Maar het is geen goed idee, ook niet op theoretische basis, laat staan in de praktijk. Het is geen kwestie van het boerenverstand van Marc Bonten. Het is de grootste fout die men zou kunnen maken, en die op termijn niets anders tot gevolg kan hebben dan dat de gewone man wetenschappers nooit meer zal vertrouwen, en hen terugjaagt naar hun donkere academische kamertjes en hel verlichte laboratoria.
Ik zou voor willen stellen dat Menno de Jong en Marc Bonten alsnog het eerste ontwerp van de parachute door Leonardo Da Vinci in de praktijk testen, om te bewijzen dat het op ’theoretische gronden een goed idee’ is en een kwestie van ‘boerenverstand’. Onder het toeziend oog van de grafdelver, zodat hij er voor kan zorgen dat ze op de goede plaats terecht komen.
Indien ze toch triomfantelijk van het veld lopen, wacht hen het erelidmaatschap van het OMT. Zo niet, moet de grafdelver nog een keer schuiven.

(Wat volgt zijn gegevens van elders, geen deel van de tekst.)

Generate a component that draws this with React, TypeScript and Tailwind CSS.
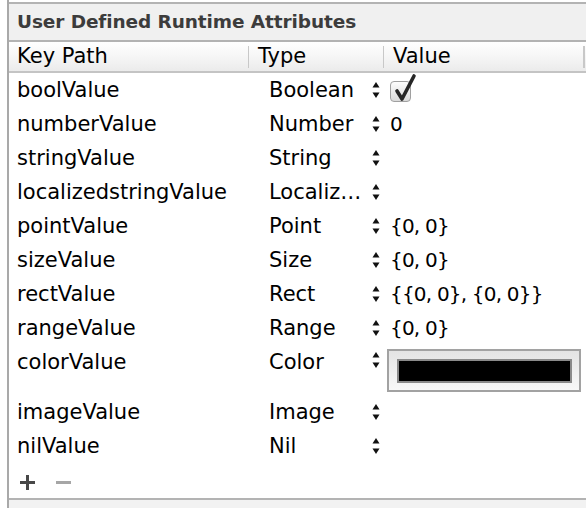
import React from "react";

type Row = { key: string; type: string; value?: React.ReactNode; tall?: boolean };

function Stepper() {
  return (
    <svg width="8" height="18" viewBox="0 0 8 18" className="shrink-0">
      <polygon points="4,1 7.5,6.5 0.5,6.5" fill="#111" />
      <polygon points="0.5,11.5 7.5,11.5 4,17" fill="#111" />
    </svg>
  );
}

function Checkbox() {
  return (
    <div className="relative w-[21px] h-[21px] mt-[3px] rounded-[4px] border border-[#a0a0a0] bg-gradient-to-b from-[#fdfdfd] to-[#dadada]">
      <svg width="24" height="30" viewBox="0 0 24 30" className="absolute left-[2px] top-[-9px]">
        <path d="M4 18 L9 26 L21 3" fill="none" stroke="#262626" strokeWidth="3.6" strokeLinecap="round" strokeLinejoin="round" />
      </svg>
    </div>
  );
}

function ColorWell() {
  return (
    <div className="w-[194px] h-[43px] border-2 border-[#a2a2a2] bg-gradient-to-b from-[#e4e4e4] to-[#f8f8f8] flex items-center justify-center">
      <div className="w-[175px] h-[24px] bg-black border-2 border-[#8a8a8a]" />
    </div>
  );
}

const ROWS: Row[] = [
  { key: "boolValue", type: "Boolean", value: <Checkbox /> },
  { key: "numberValue", type: "Number", value: "0" },
  { key: "stringValue", type: "String" },
  { key: "localizedstringValue", type: "Localiz…" },
  { key: "pointValue", type: "Point", value: "{0, 0}" },
  { key: "sizeValue", type: "Size", value: "{0, 0}" },
  { key: "rectValue", type: "Rect", value: "{{0, 0}, {0, 0}}" },
  { key: "rangeValue", type: "Range", value: "{0, 0}" },
  { key: "colorValue", type: "Color", value: <ColorWell />, tall: true },
  { key: "imageValue", type: "Image" },
  { key: "nilValue", type: "Nil" },
];

export default function App() {
  return (
    <div className="w-[586px] h-[508px] bg-white overflow-hidden pl-[7px] font-['Lucida_Grande','DejaVu_Sans',sans-serif] text-[21px] text-black">
      <div className="h-full border-l-2 border-[#a9a9a9] pt-[2px] flex flex-col">
        {/* Section title */}
        <div className="h-[40px] border-y-2 border-[#b3b3b3] bg-[#f0f0f0] flex items-center pl-[8px]">
          <span className="font-bold text-[#3c3c3c] text-[18.5px] tracking-[-0.1px]">User Defined Runtime Attributes</span>
        </div>

        {/* Column headers */}
        <div className="h-[31px] border-b-2 border-[#c4c4c4] bg-gradient-to-b from-white via-[#f6f6f6] to-[#ebebeb] flex items-center">
          <div className="w-[239px] pl-[8px] leading-none">Key Path</div>
          <div className="w-px h-[22px] bg-[#c8c8c8]" />
          <div className="w-[134px] pl-[9px] leading-none">Type</div>
          <div className="w-px h-[22px] bg-[#c8c8c8]" />
          <div className="flex-1 pl-[9px] leading-none">Value</div>
          <div className="w-[2px] h-[22px] bg-[#c8c8c8] mr-[1px]" />
        </div>

        {/* Rows */}
        <div className="flex flex-col">
          {ROWS.map((r) =>
            r.tall ? (
              <div key={r.key} className="flex h-[50px] items-start pt-[4px]">
                <div className="w-[260px] pl-[8px] mt-[3px] whitespace-nowrap leading-none">{r.key}</div>
                <div className="w-[103px] mt-[3px] whitespace-nowrap leading-none">{r.type}</div>
                <div className="mt-[2px]">
                  <Stepper />
                </div>
                <div className="pl-[7px]">{r.value}</div>
              </div>
            ) : (
              <div key={r.key} className="flex h-[34px] items-center">
                <div className="w-[260px] pl-[8px] whitespace-nowrap leading-none">{r.key}</div>
                <div className="w-[103px] whitespace-nowrap leading-none">{r.type}</div>
                <Stepper />
                <div className="pl-[10px] leading-none whitespace-nowrap text-[20px] tracking-[-0.8px]">{r.value}</div>
              </div>
            )
          )}
        </div>

        {/* Add / remove */}
        <div className="h-[35px] flex items-center pl-[11px] pt-[3px] gap-[21px]">
          <svg width="15" height="15" viewBox="0 0 15 15">
            <rect x="6" y="0" width="3" height="15" fill="#484848" />
            <rect x="0" y="6" width="15" height="3" fill="#484848" />
          </svg>
          <svg width="15" height="15" viewBox="0 0 15 15">
            <rect x="0" y="6" width="15" height="3" fill="#a6a6a6" />
          </svg>
        </div>

        <div className="flex-1 border-t-2 border-[#b3b3b3] bg-[#f2f2f2]" />
      </div>
    </div>
  );
}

En zet ik voor mezelf een sterke kop koffie, en eet nog een stuk plakkerige cake.
In 1976 schreef Carlo M. Cipollo het werkelijk briljante essay met de titel: ‘The Basic Laws of Human Stupidity”. Dit essay behandelt het oprechte en ware boerenverstand. Het zou verplichte kost voor iedere burger moeten zijn, om te lezen en herlezen voor iedere verkiezing.
Het in acht nemen van de vierde wet had ons heel veel leed en rampspoed kunnen besparen:
Non-stupid people always underestimate the damaging power of stupid individuals. In particular, non-stupid people constantly forget that at all times and places, and under any circumstances, to deal and/or associate with stupid people always turns out to be a costly mistake.
Het boerenverstand, een waarheid als een koe. Niet de theoretische ideeën van de OMT-ezels die er naast staan.
Het citaat hang inmiddels boven de poort van het kerkhof van de theoretische goede ideeën en kwesties van academisch boerenverstand.
Zodat deze nooit meer vergeten wordt.